As Christians, we all need to remember that no matter how badly we’ve screwed up or how far we’ve fallen, there’s always a place to begin again.
The blood of Jesus always goes deeper than the stain of our sin. In grace he forgives and restores and will give us opportunity to redeem the time.
3. Finishing well.
Costa’s article ends by stating that the end, for Tiger Woods, has yet to be written. That’s true for all of us, and there’s no guarantee that we’ll finish well; that we’ll leave a godly legacy. We must live each day by faith, depending on God’s grace to carry us on.

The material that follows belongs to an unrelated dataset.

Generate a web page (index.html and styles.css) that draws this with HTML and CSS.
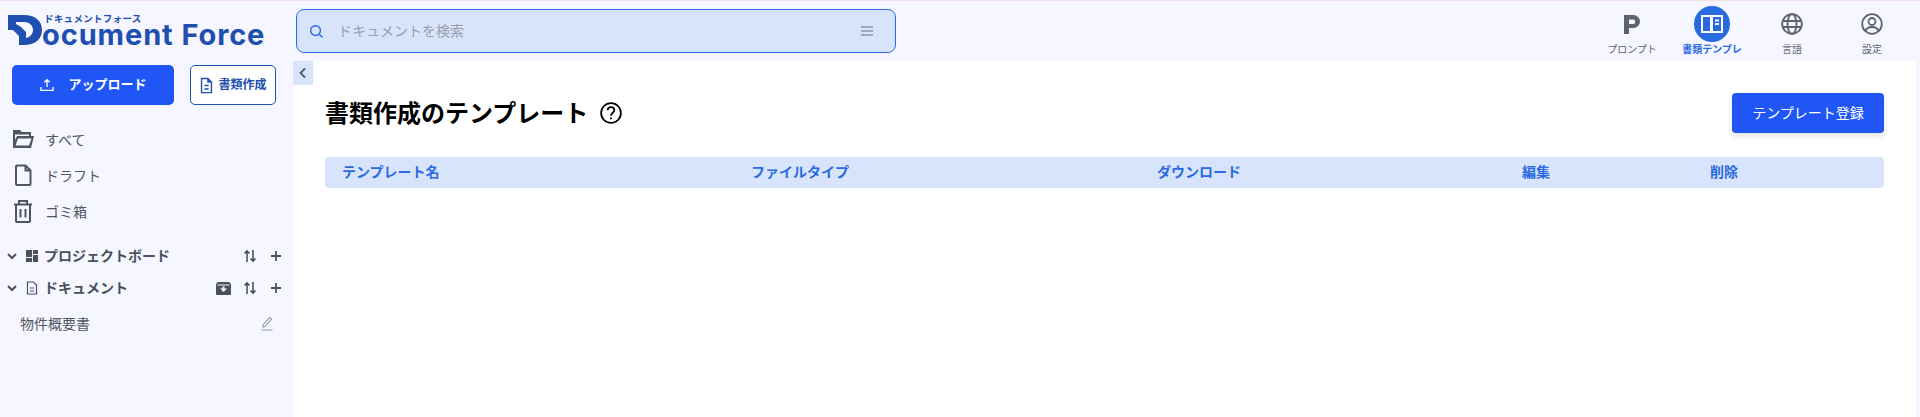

A photograph in the Journal shows Tiger sizing up a put with five guys in the background, all with shirts that spelled out T-I-G-E-R. What I thought was interesting about the pic was that the “I” in Tiger was blocked by a young kid standing in front of the guy with the I shirt. It made me think about Tiger’s influence on the younger generation. Kids have always idolized their sports heroes and Tiger’s impact on millions of young athletes has been profound.
Yet, the fact remains that all of us have influence. I’m sure you realize that no man is an island. The Bible says it this way: For none of us lives to himself, and none of us dies to himself. (Romans 14:7) In other words, you cannot live without being influenced by others and without influencing others by your own life. Regardless of your sphere of influence, strive to live the kind of life that will be a light for those that come after you.
I don’t know Tiger Woods. I know something about his life. I know he’s the greatest golfer of this generation, that he messed up, and that he came back to win again. If you are one of the many Christians who’ve lived a similar track, experiencing great blessing followed by great failure, I hope this will encourage you. Considering Tiger’s story, remember you too, can begin again. Remember, there’s no bottom to God’s grace. So, how will your third act play out?